Electronic discovery is the process of identifying, collecting, and producing ESI, and ESI is everything now: email, chat, documents, databases, social posts, the metadata behind all of it. In litigation the rules force a discipline around this. In arbitration and mediation, the discipline is something the parties have to build for themselves, often under a procedural framework that gives them wide latitude.

That latitude cuts both ways. In a complex intellectual-property or corporate matter, the production of a single decisive document can settle the dispute. The same flexibility that makes ADR attractive also breeds disagreement about the scope of discovery: what is relevant, what is proportionate, and how much one side can demand of the other before the burden becomes its own form of leverage. Counsel handling an arbitration should know the applicable provider rules on eDiscovery, including the JAMS rules, before the first exchange, not after a dispute over scope has already hardened.

My experience as a neutral is that scope fights are rarely about the documents. They are about uncertainty. When neither side can see the shape of the other's data, every request looks like overreach and every objection looks like concealment. The work, early, is to give the room enough shared visibility that the parties can argue about substance rather than shadows.

§ 02 · What AI actually changes

The honest version of the AI story in eDiscovery is narrower and more useful than the marketing version. Machine learning categorizes documents, surfaces themes, and flags likely-relevant material across volumes no review team could read in time. Technology-assisted review, or predictive coding, lets a model learn from human coding decisions and extend them across the larger set. The result is faster, cheaper review, which matters acutely in ADR, where parties chose the forum precisely to contain time and cost.

AI's reach now extends past review into the resolution itself. Systems can mine historical case data to estimate likely outcomes, informing the settle-or-proceed calculus. They can compress sprawling records into summaries that help a mediator or arbitrator orient quickly. These are aids to judgment, and that qualifier is the whole point.

Predictive coding can inherit the bias in its training set. It can also expose a party to charges of under-inclusivity in what was searched. AI outputs are inputs to judgment, never substitutes for it.

The failure modes are concrete. A skewed seed set teaches the model the wrong lesson and propagates it at scale. A poorly defended selection methodology opens a party to the argument that its production was under-inclusive by design. None of this is a reason to avoid the tools. It is a reason to keep a human accountable for the output and to be able to defend the methodology when an opponent, or the tribunal, asks how the set was built.

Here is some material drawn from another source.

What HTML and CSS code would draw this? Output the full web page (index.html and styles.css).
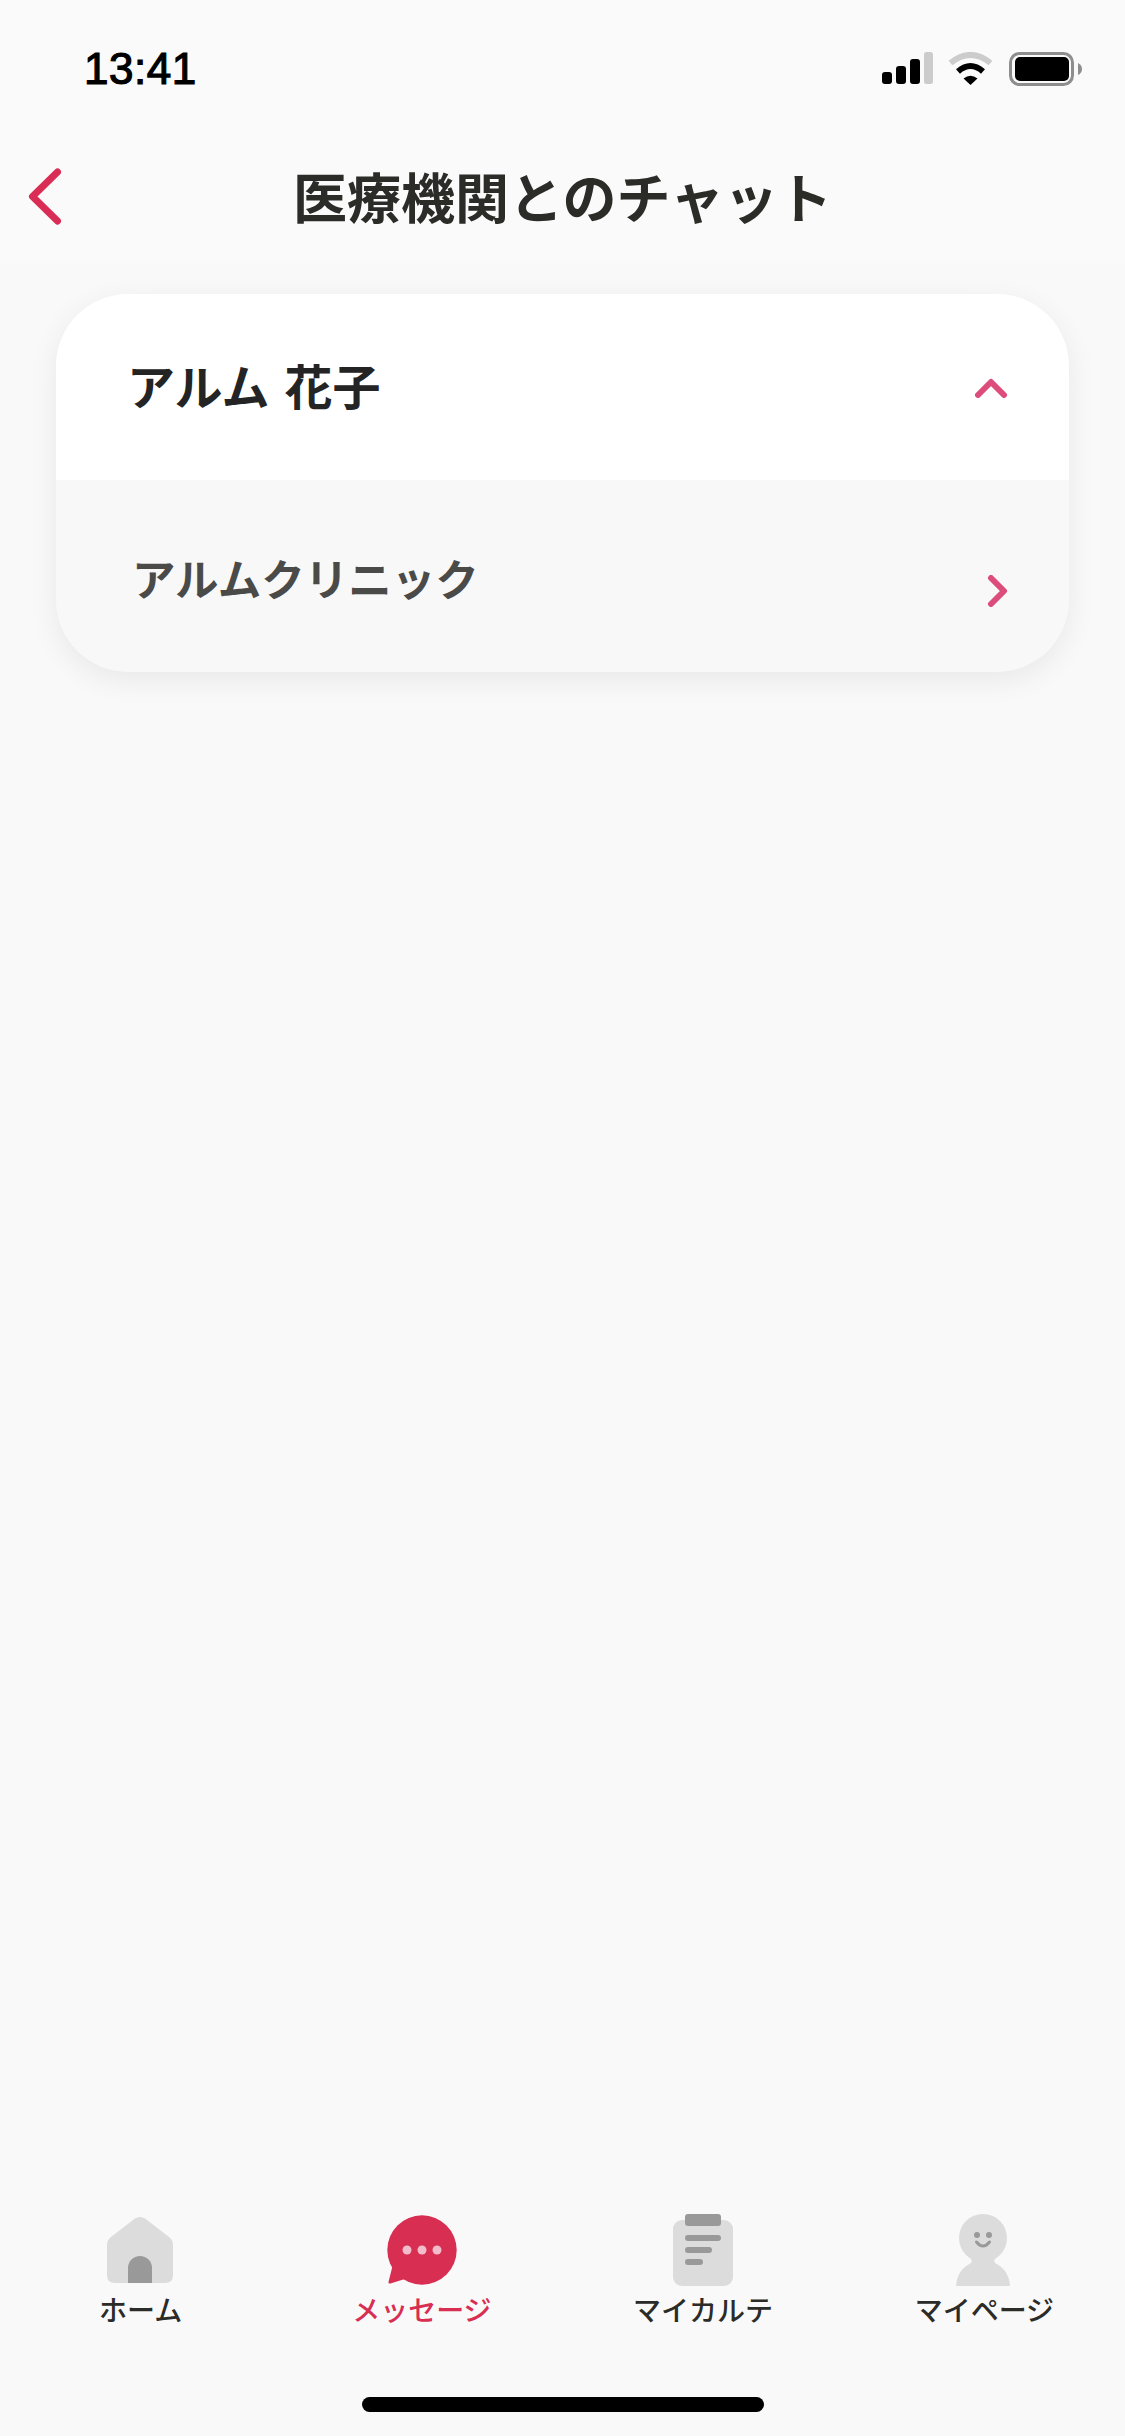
FILE: index.html
```html
<!DOCTYPE html>
<html lang="ja">
<head>
    <meta charset="UTF-8">
    <meta name="viewport" content="width=device-width, initial-scale=1.0">
    <title>医療機関とのチャット</title>
    <link rel="stylesheet" href="styles.css">
</head>
<body>
    <div class="screen">
        <div class="status-bar">
            <span class="time">13:41</span>
            <div class="status-icons">
                <svg class="signal" width="51" height="32" viewBox="0 0 51 32">
                    <rect x="0" y="20" width="10" height="12" rx="3"/>
                    <rect x="14" y="14" width="10" height="18" rx="3"/>
                    <rect x="28" y="7" width="10" height="25" rx="3"/>
                    <rect x="42" y="0" width="9" height="32" rx="2.5" fill="#cccccc"/>
                </svg>
                <svg class="wifi" width="45" height="33" viewBox="0 0 45 33">
                    <path d="M2.5 11Q22.5 -5 42.5 11" fill="none" stroke="#cccccc" stroke-width="6"/>
                    <path d="M10 19.5Q22.5 8.500 35 19.5" fill="none" stroke="#000" stroke-width="6"/>
                    <path d="M15.500 26.500Q22.500 21 29.500 26.500L22.500 33Z"/>
                </svg>
                <svg class="battery" width="73" height="34" viewBox="0 0 73 34">
                    <rect x="1.500" y="1.500" width="62" height="31" rx="9" fill="none" stroke="#8e8e8e" stroke-width="3"/>
                    <rect x="6" y="5" width="54" height="24" rx="5"/>
                    <path d="M69 11Q73 13 73 17Q73 21 69 23Z" fill="#8e8e8e"/>
                </svg>
            </div>
        </div>

        <header class="header">
            <a class="back" href="#">
                <svg width="34" height="57" viewBox="0 0 34 57">
                    <path d="M29.500 4L4.500 28.500L29.500 53" fill="none" stroke="#d92d55" stroke-width="7" stroke-linecap="round" stroke-linejoin="round"/>
                </svg>
            </a>
            <h1 class="title">医療機関とのチャット</h1>
        </header>

        <section class="card">
            <div class="card-head">
                <span class="patient-name">アルム 花子</span>
                <svg class="chevron head-arrow" width="34" height="20" viewBox="0 0 34 20">
                    <path d="M4 17L17 4L30 17" fill="none" stroke="#dc4d7c" stroke-width="6" stroke-linecap="round" stroke-linejoin="round"/>
                </svg>
            </div>
            <div class="clinic-row">
                <span class="clinic-name">アルムクリニック</span>
                <svg class="chevron clinic-arrow" width="21" height="32" viewBox="0 0 21 32">
                    <path d="M4 3L17 16L4 29" fill="none" stroke="#dc4d7c" stroke-width="6" stroke-linecap="round" stroke-linejoin="round"/>
                </svg>
            </div>
        </section>

        <div class="spacer"></div>

        <nav class="tabs">
            <a class="tab" href="#">
                <svg width="72" height="72" viewBox="0 0 72 72">
                    <path d="M30 4.500Q35 1.500 40 4.500L64 23Q68 26 68 31V61Q68 69 60 69H10Q2 69 2 61V31Q2 26 6 23Z" fill="#dcdcdc"/>
                    <path d="M23 69V54A12 12 0 0 1 47 54V69Z" fill="#999999"/>
                </svg>
                <span>ホーム</span>
            </a>
            <a class="tab active" href="#">
                <svg width="72" height="72" viewBox="0 0 72 72">
                    <circle cx="36" cy="36" r="34.700" fill="#d72e52"/>
                    <path d="M7 50L2.500 68Q2 70 4.500 69.500L22 64Z" fill="#d72e52"/>
                    <circle cx="21" cy="36" r="4.500" fill="#f3bcca"/>
                    <circle cx="36" cy="36" r="4.500" fill="#f3bcca"/>
                    <circle cx="51" cy="36" r="4.500" fill="#f3bcca"/>
                </svg>
                <span>メッセージ</span>
            </a>
            <a class="tab" href="#">
                <svg width="72" height="72" viewBox="0 0 72 72">
                    <rect x="6" y="6" width="60" height="66" rx="9" fill="#dcdcdc"/>
                    <rect x="18" y="0" width="36" height="12" rx="3" fill="#999999"/>
                    <rect x="18" y="21" width="36" height="6" rx="3" fill="#999999"/>
                    <rect x="18" y="33" width="27" height="6" rx="3" fill="#999999"/>
                    <rect x="18" y="45" width="18" height="6" rx="3" fill="#999999"/>
                </svg>
                <span>マイカルテ</span>
            </a>
            <a class="tab" href="#">
                <svg width="72" height="72" viewBox="0 0 72 72">
                    <circle cx="35" cy="24" r="24" fill="#dcdcdc"/>
                    <path d="M21 42Q25 46 23 49Q9 56 8 72H62Q61 56 47 49Q45 46 49 42Z" fill="#dcdcdc"/>
                    <circle cx="29" cy="21" r="3" fill="#999999"/>
                    <circle cx="41" cy="21" r="3" fill="#999999"/>
                    <path d="M28.500 28Q35 36 41.500 28" fill="none" stroke="#999999" stroke-width="3" stroke-linecap="round"/>
                </svg>
                <span>マイページ</span>
            </a>
        </nav>

        <div class="home-bar"><div class="home-indicator"></div></div>
    </div>
</body>
</html>
```

FILE: styles.css
```css
html, body {
    margin: 0;
    padding: 0;
}
body {
    background-color: #f9f9f9;
    font-family: "Noto Sans CJK JP", "Liberation Sans", sans-serif;
}
a {
    text-decoration: none;
    color: inherit;
}
.screen {
    width: 1125px;
    height: 2436px;
    display: flex;
    flex-direction: column;
    overflow: hidden;
}
.status-bar {
    height: 132px;
    box-sizing: border-box;
    padding: 43px 43px 0 84px;
    display: flex;
    justify-content: space-between;
    align-items: flex-start;
    background-color: #fafafa;
}
.time {
    font-family: "Liberation Sans", sans-serif;
    font-size: 44px;
    font-weight: 400;
    -webkit-text-stroke: 1.2px #000;
    letter-spacing: 0.5px;
    line-height: 52px;
    color: #000;
}
.status-icons {
    display: flex;
    align-items: flex-start;
    gap: 15px;
    padding-top: 9px;
}
.battery {
    margin-left: 1px;
}
.header {
    height: 132px;
    box-sizing: border-box;
    padding: 0 28px 4px;
    display: grid;
    grid-template-columns: 34px 1fr 34px;
    align-items: center;
    background-color: #fafafa;
}
.back {
    display: flex;
}
.title {
    grid-column: 2;
    margin: 0;
    text-align: center;
    font-size: 54px;
    font-weight: 700;
    line-height: 60px;
    color: #2b2b28;
}
.card {
    margin: 30px 56px 0;
    height: 378px;
    border-radius: 72px;
    overflow: hidden;
    background-color: #f8f8f8;
    box-shadow: 0 8px 30px rgba(0, 0, 0, 0.07);
    display: flex;
    flex-direction: column;
}
.card-head {
    height: 186px;
    flex: none;
    padding: 0 61px 0 71px;
    display: flex;
    justify-content: space-between;
    align-items: center;
    background-color: #fff;
}
.patient-name {
    font-size: 48px;
    font-weight: 700;
    line-height: 60px;
    word-spacing: 4px;
    margin-bottom: 6px;
    color: #242424;
}
.head-arrow {
    margin-top: 2px;
}
.clinic-row {
    flex: 1;
    padding: 68px 61px 0 76px;
    display: flex;
    justify-content: space-between;
    align-items: flex-start;
}
.clinic-name {
    font-size: 43.5px;
    font-weight: 700;
    line-height: 60px;
    color: #4a4a48;
}
.clinic-arrow {
    margin-top: 27px;
}
.spacer {
    flex: 1;
}
.tabs {
    display: grid;
    grid-template-columns: repeat(4, 1fr);
}
.tab {
    display: flex;
    flex-direction: column;
    align-items: center;
    gap: 3px;
    font-size: 28px;
    font-weight: 500;
    line-height: 40px;
    color: #2b2b28;
}
.tab.active {
    color: #d72e52;
}
.home-bar {
    padding: 68px 0 24px;
    display: flex;
    justify-content: center;
}
.home-indicator {
    width: 402px;
    height: 15px;
    border-radius: 8px;
    background-color: #000;
}
```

§ 03 · The duties that come with the tools

Two obligations sit on top of the technical work. The first is data protection. Handling sensitive ESI means complying with the regimes that govern it, from GDPR in the EU to CCPA in California, and the obligation intensifies in cross-border ADR where regimes conflict. The platform a party chooses is part of this calculus; its security posture is the party's exposure. Mishandling data does not just threaten the matter. It threatens the client relationship and the practitioner's reputation.

The second is candor. ADR runs on trust in a way litigation does not, because the parties consented to the process and to the neutral. When AI is used in a way that bears on the proceeding, the parties, and often the arbitrator specifically, should know. Disclosure is not a confession. It is the condition under which the technology strengthens the fairness of the process rather than quietly undermining it. This is the connective tissue across everything I write about AI in disputes: the tool is only as legitimate as the room's understanding of how it was used.

§ 04 · A working posture for practitioners

For counsel building this competence, the practical advice is unglamorous and durable. Stay current; the field moves and CLE, provider resources, and serious industry writing are how you keep pace. Learn the tools you rely on well enough to state their limits, not just their features. Collaborate without ego, with forensic experts and eDiscovery consultants on the technical side and with opposing counsel on setting reasonable discovery parameters. Keep clients informed in plain terms about cost, benefit, and risk. And develop the negotiation instinct to land discovery scope at a point that is transparent enough to be fair and bounded enough to be efficient.

That balance, transparency against efficiency, is the through-line. It is the same calculus whether the matter is headed for arbitration or whether it can be resolved in mediation, and it is the question I find parties most ready to answer once they can see their own data clearly. The technology will keep advancing. The discipline of using it carefully, disclosing it honestly, and keeping human judgment at the center is what will separate the practitioners who harness these tools from the ones who get caught out by them.